* START SUPPLIED RECORDS *
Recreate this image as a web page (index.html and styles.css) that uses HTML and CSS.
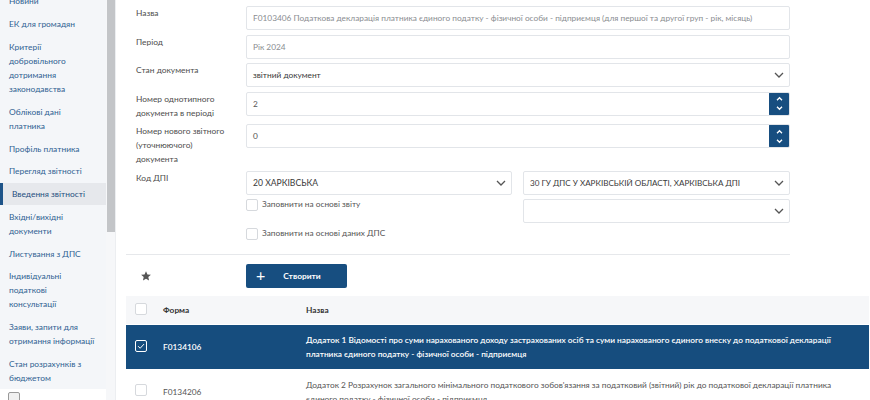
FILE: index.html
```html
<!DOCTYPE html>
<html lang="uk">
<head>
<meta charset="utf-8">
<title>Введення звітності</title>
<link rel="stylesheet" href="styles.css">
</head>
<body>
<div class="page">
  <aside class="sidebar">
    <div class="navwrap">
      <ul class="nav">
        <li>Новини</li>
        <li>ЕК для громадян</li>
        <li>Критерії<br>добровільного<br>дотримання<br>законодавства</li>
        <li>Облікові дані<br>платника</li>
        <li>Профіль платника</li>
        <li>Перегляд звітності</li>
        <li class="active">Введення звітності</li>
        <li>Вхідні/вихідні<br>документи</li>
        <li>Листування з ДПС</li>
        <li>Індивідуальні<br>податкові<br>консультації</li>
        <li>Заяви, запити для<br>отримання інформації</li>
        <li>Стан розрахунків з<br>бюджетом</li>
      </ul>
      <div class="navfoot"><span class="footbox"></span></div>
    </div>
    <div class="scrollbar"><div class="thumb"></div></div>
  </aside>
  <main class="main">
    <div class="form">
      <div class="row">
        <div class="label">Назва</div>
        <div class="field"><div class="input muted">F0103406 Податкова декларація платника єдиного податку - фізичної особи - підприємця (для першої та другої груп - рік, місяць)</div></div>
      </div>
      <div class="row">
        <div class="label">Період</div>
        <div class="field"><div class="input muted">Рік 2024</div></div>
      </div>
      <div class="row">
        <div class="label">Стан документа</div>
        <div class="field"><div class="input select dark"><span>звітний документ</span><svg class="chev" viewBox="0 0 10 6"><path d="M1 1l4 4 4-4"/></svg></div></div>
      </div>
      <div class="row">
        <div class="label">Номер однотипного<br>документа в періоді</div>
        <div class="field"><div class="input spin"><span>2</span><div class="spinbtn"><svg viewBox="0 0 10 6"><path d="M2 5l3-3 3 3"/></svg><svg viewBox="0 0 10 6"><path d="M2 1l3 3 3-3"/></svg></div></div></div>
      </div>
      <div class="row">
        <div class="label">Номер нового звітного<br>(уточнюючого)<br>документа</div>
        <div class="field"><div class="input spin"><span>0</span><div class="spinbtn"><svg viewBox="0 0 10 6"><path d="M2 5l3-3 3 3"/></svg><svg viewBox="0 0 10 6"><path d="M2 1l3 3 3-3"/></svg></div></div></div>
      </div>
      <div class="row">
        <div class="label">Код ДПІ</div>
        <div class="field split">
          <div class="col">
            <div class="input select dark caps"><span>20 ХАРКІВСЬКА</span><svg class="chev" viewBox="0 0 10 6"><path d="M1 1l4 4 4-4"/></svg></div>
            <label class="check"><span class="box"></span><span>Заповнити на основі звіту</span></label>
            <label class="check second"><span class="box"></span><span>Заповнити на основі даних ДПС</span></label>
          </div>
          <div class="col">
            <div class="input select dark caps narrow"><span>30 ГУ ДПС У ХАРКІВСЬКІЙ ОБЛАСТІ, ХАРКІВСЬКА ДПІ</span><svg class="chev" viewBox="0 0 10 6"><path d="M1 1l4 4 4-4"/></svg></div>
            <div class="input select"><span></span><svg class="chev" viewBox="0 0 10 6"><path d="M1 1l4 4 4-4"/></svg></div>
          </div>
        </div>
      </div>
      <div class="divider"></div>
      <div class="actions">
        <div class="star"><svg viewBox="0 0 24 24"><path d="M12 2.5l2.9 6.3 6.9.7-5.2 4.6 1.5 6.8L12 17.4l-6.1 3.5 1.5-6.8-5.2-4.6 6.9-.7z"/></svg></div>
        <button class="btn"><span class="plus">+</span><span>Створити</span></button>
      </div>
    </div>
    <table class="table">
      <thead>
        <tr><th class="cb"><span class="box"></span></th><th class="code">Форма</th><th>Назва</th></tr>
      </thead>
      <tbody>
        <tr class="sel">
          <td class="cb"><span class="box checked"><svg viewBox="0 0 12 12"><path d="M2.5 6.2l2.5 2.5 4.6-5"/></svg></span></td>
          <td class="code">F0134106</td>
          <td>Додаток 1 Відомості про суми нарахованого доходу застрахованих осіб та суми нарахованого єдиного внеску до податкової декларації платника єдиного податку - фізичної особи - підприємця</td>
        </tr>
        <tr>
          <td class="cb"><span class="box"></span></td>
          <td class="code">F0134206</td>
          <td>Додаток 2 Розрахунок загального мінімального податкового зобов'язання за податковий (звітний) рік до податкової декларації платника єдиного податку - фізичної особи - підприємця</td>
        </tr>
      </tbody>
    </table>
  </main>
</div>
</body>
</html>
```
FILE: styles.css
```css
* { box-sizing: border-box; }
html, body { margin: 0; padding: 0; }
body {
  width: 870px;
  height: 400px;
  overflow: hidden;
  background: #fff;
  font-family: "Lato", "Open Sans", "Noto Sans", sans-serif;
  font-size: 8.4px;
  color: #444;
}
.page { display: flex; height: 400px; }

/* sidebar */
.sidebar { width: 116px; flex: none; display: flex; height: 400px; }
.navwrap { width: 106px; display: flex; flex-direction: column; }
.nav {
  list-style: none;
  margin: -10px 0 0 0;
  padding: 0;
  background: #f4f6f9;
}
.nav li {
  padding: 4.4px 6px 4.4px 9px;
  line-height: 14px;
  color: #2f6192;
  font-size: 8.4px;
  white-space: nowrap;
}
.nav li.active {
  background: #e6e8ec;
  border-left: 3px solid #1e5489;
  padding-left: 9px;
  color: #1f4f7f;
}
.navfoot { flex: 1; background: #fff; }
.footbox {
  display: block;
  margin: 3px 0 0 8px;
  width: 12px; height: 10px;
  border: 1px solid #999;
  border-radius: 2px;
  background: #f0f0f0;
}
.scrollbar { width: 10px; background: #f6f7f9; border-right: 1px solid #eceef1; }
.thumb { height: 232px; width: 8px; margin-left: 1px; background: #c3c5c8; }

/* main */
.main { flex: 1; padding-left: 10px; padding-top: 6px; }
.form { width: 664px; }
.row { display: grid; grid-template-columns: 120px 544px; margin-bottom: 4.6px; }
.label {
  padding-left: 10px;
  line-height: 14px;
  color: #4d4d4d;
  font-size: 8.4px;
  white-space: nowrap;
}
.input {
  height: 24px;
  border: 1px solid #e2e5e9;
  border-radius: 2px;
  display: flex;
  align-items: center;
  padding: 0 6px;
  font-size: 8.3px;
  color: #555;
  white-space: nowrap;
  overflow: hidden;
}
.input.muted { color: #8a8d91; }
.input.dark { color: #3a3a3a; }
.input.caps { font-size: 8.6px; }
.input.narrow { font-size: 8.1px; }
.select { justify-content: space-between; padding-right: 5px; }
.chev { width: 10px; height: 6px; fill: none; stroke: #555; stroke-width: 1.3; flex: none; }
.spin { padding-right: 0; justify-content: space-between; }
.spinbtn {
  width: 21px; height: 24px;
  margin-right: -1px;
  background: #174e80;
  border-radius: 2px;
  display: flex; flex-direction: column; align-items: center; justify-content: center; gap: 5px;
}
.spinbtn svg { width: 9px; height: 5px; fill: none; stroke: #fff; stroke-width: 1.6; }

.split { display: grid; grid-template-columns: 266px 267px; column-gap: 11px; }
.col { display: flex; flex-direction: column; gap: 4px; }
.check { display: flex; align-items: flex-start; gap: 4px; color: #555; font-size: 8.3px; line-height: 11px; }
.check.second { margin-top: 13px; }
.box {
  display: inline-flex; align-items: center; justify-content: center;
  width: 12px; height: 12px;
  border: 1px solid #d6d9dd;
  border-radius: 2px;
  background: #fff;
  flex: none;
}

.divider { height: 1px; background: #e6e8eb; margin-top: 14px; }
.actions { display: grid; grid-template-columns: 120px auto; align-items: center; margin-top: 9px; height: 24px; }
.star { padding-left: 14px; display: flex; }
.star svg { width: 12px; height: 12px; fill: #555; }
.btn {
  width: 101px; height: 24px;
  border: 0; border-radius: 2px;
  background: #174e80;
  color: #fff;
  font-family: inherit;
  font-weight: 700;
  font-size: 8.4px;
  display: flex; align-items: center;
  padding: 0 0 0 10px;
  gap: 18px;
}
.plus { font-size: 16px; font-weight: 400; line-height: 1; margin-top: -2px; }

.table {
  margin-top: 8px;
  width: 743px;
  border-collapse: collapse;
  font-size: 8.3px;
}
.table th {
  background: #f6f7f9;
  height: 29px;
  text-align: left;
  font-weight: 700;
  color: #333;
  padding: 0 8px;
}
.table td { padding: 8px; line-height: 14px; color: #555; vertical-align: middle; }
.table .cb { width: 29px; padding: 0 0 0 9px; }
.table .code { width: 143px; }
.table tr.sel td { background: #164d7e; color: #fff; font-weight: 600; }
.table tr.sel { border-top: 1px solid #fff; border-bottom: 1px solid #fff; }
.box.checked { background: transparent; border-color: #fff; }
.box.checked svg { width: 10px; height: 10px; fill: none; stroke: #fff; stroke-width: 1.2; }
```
* END SUPPLIED RECORDS *
* START SUPPLIED RECORDS *
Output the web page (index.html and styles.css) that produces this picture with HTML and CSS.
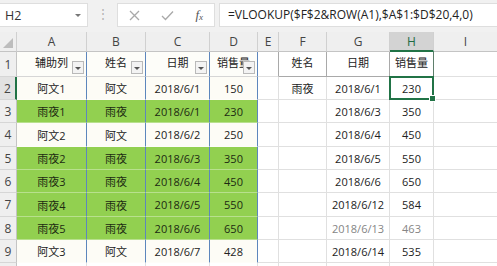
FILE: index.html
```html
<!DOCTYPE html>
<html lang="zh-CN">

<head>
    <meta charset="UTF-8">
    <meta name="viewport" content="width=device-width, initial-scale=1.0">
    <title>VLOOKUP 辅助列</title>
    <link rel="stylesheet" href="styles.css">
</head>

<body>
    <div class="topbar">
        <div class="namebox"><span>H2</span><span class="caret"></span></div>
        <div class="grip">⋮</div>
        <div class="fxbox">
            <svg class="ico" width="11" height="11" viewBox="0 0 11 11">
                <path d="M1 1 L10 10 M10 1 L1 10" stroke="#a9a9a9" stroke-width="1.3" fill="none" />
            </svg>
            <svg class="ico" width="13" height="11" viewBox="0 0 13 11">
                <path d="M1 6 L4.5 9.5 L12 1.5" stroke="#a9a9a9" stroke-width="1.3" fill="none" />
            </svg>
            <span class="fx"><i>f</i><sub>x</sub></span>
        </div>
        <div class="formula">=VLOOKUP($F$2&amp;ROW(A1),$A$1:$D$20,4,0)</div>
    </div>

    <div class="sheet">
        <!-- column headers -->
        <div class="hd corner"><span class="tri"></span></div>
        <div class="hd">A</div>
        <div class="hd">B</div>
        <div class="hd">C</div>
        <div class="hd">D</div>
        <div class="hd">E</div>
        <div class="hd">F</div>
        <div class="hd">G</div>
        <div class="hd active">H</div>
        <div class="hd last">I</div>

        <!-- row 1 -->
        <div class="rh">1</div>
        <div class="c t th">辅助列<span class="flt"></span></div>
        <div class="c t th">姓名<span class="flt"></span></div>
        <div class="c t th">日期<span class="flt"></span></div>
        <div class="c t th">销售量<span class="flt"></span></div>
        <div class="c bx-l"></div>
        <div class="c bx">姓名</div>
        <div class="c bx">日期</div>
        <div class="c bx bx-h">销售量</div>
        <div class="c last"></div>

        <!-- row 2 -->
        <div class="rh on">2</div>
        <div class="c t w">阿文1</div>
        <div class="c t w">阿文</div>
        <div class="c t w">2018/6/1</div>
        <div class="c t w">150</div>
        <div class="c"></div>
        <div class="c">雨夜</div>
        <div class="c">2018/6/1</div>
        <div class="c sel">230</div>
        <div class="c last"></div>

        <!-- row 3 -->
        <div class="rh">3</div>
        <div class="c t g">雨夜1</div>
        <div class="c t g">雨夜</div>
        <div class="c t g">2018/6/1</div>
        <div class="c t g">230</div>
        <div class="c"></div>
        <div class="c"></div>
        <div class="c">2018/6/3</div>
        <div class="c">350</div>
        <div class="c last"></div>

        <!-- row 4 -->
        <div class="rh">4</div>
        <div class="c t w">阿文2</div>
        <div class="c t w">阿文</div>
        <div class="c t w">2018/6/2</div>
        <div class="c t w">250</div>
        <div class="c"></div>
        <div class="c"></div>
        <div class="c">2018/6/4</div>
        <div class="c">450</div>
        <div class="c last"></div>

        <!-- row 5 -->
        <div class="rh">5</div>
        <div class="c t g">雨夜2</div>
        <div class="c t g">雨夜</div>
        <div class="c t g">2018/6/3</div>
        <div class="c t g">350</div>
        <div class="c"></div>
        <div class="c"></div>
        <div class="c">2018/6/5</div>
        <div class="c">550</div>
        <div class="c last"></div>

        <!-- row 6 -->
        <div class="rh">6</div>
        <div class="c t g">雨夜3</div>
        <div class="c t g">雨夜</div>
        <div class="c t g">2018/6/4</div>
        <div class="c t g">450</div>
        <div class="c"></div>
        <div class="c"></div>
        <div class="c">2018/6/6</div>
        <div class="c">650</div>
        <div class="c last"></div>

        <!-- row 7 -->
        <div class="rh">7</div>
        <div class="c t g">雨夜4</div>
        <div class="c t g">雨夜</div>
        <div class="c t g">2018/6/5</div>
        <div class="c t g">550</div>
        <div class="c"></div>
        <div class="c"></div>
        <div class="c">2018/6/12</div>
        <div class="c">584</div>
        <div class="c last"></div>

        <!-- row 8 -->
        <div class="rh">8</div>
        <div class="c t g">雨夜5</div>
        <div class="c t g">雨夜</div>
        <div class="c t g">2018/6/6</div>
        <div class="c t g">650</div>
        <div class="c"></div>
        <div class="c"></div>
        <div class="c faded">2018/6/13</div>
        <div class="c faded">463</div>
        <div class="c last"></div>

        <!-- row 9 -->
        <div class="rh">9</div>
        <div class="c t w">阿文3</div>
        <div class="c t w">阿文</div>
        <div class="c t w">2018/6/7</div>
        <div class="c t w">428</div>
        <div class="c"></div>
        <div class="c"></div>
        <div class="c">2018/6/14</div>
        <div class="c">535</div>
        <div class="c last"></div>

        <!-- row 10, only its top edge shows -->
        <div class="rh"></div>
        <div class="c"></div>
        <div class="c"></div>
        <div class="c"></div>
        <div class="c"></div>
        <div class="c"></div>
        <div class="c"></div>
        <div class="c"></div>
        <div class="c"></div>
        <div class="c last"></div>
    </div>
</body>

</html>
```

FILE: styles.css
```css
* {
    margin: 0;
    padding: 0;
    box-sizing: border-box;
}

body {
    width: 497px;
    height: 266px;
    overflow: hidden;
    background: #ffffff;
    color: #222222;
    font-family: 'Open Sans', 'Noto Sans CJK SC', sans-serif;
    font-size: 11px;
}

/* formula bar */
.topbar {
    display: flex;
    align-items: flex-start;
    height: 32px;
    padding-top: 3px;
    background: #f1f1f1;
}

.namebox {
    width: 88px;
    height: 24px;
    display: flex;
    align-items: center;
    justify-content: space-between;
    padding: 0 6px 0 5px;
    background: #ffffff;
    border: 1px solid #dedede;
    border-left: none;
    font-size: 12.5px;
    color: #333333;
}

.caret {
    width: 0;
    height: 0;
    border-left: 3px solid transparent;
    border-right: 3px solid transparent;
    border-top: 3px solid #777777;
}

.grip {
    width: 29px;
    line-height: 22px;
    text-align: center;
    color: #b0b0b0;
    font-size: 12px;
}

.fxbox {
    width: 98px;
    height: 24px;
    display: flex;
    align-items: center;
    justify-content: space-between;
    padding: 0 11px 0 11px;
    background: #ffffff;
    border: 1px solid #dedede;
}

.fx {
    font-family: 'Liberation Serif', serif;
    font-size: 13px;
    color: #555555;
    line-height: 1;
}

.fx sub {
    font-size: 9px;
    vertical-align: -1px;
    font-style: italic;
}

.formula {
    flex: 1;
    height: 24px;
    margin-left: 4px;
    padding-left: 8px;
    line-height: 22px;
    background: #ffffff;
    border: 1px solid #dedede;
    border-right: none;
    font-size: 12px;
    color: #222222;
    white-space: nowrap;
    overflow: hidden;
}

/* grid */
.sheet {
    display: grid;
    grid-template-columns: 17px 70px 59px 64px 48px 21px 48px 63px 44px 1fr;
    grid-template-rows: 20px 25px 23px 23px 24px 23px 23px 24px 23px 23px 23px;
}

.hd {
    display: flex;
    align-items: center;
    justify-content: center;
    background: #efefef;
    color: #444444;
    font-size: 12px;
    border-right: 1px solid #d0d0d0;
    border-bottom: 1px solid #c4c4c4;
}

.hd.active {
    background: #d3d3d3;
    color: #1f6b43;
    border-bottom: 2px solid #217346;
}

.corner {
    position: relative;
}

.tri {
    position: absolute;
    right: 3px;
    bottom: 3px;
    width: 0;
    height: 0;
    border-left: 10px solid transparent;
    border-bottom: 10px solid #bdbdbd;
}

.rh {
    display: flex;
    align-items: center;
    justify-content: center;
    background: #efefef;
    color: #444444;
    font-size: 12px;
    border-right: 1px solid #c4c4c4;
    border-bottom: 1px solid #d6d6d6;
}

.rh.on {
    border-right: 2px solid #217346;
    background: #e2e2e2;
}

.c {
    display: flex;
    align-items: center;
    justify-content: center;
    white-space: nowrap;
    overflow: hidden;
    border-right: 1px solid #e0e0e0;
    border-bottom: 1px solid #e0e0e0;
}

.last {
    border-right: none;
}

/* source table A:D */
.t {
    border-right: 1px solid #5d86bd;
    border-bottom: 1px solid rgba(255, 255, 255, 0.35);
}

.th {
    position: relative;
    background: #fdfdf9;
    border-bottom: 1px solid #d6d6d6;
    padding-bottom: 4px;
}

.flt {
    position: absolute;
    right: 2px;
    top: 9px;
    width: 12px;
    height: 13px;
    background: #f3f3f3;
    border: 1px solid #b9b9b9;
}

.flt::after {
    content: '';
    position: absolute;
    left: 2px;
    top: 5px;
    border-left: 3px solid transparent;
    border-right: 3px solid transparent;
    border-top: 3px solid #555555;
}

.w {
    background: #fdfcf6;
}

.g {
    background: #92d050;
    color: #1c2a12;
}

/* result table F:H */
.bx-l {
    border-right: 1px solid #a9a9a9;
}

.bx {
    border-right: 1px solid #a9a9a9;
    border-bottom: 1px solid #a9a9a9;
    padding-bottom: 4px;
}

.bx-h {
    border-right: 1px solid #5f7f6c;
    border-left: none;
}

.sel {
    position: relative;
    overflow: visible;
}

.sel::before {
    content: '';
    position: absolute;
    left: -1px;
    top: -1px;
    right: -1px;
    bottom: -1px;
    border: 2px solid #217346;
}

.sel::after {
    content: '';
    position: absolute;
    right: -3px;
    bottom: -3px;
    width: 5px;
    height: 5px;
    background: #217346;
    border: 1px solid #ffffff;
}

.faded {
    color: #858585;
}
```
* END SUPPLIED RECORDS *
▸ **WHAT IS EXPECTED**
Extract all lines that hold the word "this".

▸ **FINAL ANSWER**
Recreate this image as a web page (index.html and styles.css) that uses HTML and CSS.
Output the web page (index.html and styles.css) that produces this picture with HTML and CSS.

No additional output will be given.